From:Raymond A. Brown <raybrown@...>
Date:Tuesday, June 29, 1999, 18:43
At 5:22 pm -0500 28/6/99, Nik Taylor wrote:
>"Raymond A. Brown" wrote: >> In Turkish, e.g. many suffixes have a vowel harmony whereby the vowel in >> the suffix may be /u/, /y/, /|/ or /u/ (where /|/ is the high, back >> unrounded vowel written as an undotted i in Turkish). But the vowels >> certainly have separate phonemic status in the language. > >Well, Turkish isn't what I was talking about. What I meant was if the >vowel forms cause allophones in the consonants, as with, say, >roundedness, then why call the vowel phones phonemes, but the consonant >phones allophones?
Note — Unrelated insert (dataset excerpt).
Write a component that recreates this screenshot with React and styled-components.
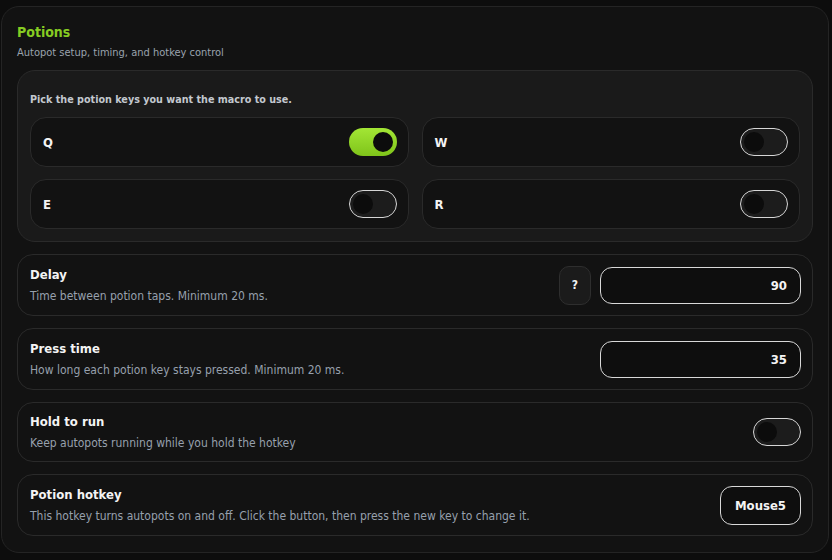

But aint't that what the do in Turkish!
>For that matter, in Turkish, do all the vowels of a word have to be the >same backness? Can you have roots that combine front and back vowels?
Only in borrowings.
>If not, then perhaps it could be analyzed as a word-level feature on the >whole word, either [+front] or [+back] word.
There are analyses that do take that sort of approach, e.g. the prosodic analysis of the Firthians. But then they're not taking the "classical phonematist" approach.
>For that matter, in my >vowel-harmony conlang, I considered an orthography wherein sets of >vowel-harmony variants (for instance, if it were Turkish, /u/ and /y/) >would be indicated by the same letter, and then at the beginning of the >word, there would be a symbol that would indicate [+front] or [+back] >(or rather, in the case of that conlang, IIRC, [+high], [+mid], [+low]
I can't see why one could not do that - though possibly in the case of Turkish one might need characters to indicate round/unround prosodies as well as front/back. Ray.